How can a Jew in a hotel, or someone visiting a patient in a hospital, know if the Shabbat elevator is kosher? “The only way is by making sure the kosher certificate in the elevator is up to date. In cases where the elevator doesn’t display a certificate from some accredited halachic source, I’d advise a potential passenger not to step into it,” he said.

“Asking the hospital’s ‘mara d’atra’ won’t always help,” he added. “I personally encountered a case where a hospital rabbi insisted all the building’s Shabbat elevators were kosher l’mehadrin, until an inspection proved that four out of five of them had faulty Shabbat mechanisms simply because they hadn’t been checked and reset.”
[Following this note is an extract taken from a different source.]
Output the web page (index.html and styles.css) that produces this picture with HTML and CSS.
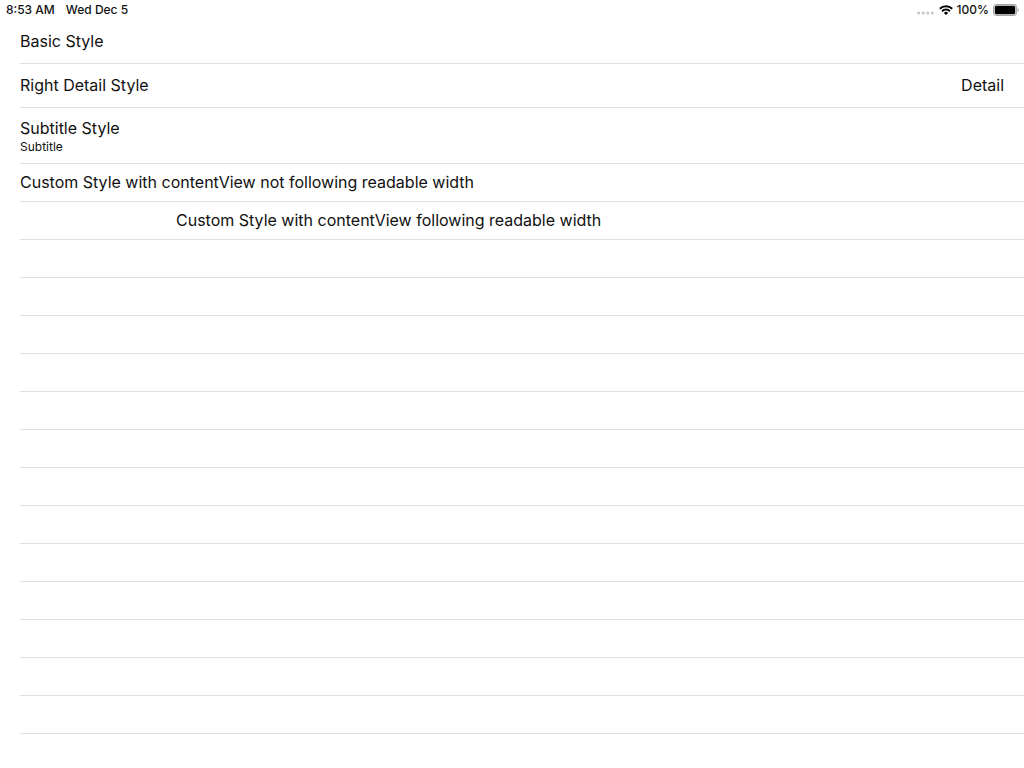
FILE: index.html
```html
<!DOCTYPE html>
<html lang="en">
<head>
    <meta charset="UTF-8">
    <meta name="viewport" content="width=device-width, initial-scale=1.0">
    <title>Table View Cells</title>
    <link rel="stylesheet" href="styles.css">
</head>
<body>
    <header class="status-bar">
        <div class="status-left">
            <span>8:53 AM</span>
            <span>Wed Dec 5</span>
        </div>
        <div class="status-right">
            <svg class="signal" width="18" height="4" viewBox="0 0 18 4" fill="#c8c8c8">
                <circle cx="1.6" cy="2" r="1.6"/>
                <circle cx="6.2" cy="2" r="1.6"/>
                <circle cx="10.8" cy="2" r="1.6"/>
                <circle cx="15.4" cy="2" r="1.6"/>
            </svg>
            <svg class="wifi" width="14" height="10" viewBox="0 0 14 10" fill="none" stroke="#000" stroke-width="2">
                <path d="M0.8 3.8a8.8 8.8 0 0 1 12.4 0"/>
                <path d="M3.1 6.2a5.5 5.5 0 0 1 7.8 0"/>
                <path d="M7 10L4.9 7.9a3 3 0 0 1 4.2 0z" fill="#000" stroke="none"/>
            </svg>
            <span>100%</span>
            <svg class="battery" width="26" height="12" viewBox="0 0 26 12">
                <rect x="0.6" y="0.6" width="22.8" height="10.8" rx="2.8" fill="none" stroke="#a6a6a6" stroke-width="1.2"/>
                <rect x="1.8" y="1.8" width="20.4" height="8.4" rx="1.6" fill="#000"/>
                <path d="M24.6 4v4c1.6-.6 1.6-3.4 0-4z" fill="#a6a6a6"/>
            </svg>
        </div>
    </header>

    <main>
        <ul class="table-view">
            <li class="cell basic">Basic Style</li>
            <li class="cell basic"><span>Right Detail Style</span><span class="detail">Detail</span></li>
            <li class="cell subtitle">
                <span>Subtitle Style</span>
                <small>Subtitle</small>
            </li>
            <li class="cell custom">Custom Style with contentView not following readable width</li>
            <li class="cell custom"><div class="readable">Custom Style with contentView following readable width</div></li>
        </ul>
        <!-- empty rows below the content -->
        <div class="empty-rows"></div>
    </main>
</body>
</html>
```

FILE: styles.css
```css
* { box-sizing: border-box; }
body {
    display: flex;
    flex-direction: column;
    min-height: 100vh;
    margin: 0;
    background: #fff;
    color: #111;
    font-family: 'Inter', sans-serif;
    font-size: 16px;
    line-height: 20px;
}
main { display: flex; flex-direction: column; flex: 1; }
.status-bar {
    display: flex;
    justify-content: space-between;
    align-items: center;
    height: 20px;
    padding: 0 5px 0 6px;
    font-size: 12px;
    font-weight: 500;
}
.status-left { display: flex; gap: 11px; }
.status-right { display: flex; align-items: center; gap: 4px; }
.signal { margin-top: 6px; }
.table-view { list-style: none; margin: 0; padding: 0 0 0 20px; }
.cell {
    display: flex;
    align-items: center;
    min-height: 44px;
    padding-right: 20px;
    border-bottom: 1px solid #e0e0e0;
}
.basic { padding-bottom: 1px; }
.detail { margin-left: auto; }
.subtitle {
    flex-direction: column;
    align-items: flex-start;
    justify-content: center;
    min-height: 56px;
    padding-top: 2px;
}
.subtitle small { font-size: 12px; line-height: 18px; }
.custom { min-height: 38px; padding-bottom: 2px; }
.readable { width: 100%; max-width: 672px; margin: 0 auto; }
.empty-rows {
    flex: 1;
    margin-left: 20px;
    background: repeating-linear-gradient(#fff 0, #fff 37px, #e0e0e0 37px, #e0e0e0 38px);
}
```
Tzomet said it doesn’t have a list of the problematic hotels and hospitals in Israel – “the ones we did inspect corrected the problems quickly so as not to place a stumbling block before the blind” – but Rabbi Perl said, “I can reveal that out of 50 hotels in Eilat, only eight have Shabbat elevators that have been checked by a qualified halachic authority.”

What about Shabbat elevators in America? Rabbi Perl replied, “In Israel, there is a law that all buildings with more than one elevator must have a Shabbat elevator. That means that at least at the beginning of the Shabbat elevator’s operation, it must be checked to meet halachic standards. There is no such law in America. You don’t have to be an engineering genius to draw the necessary conclusion.”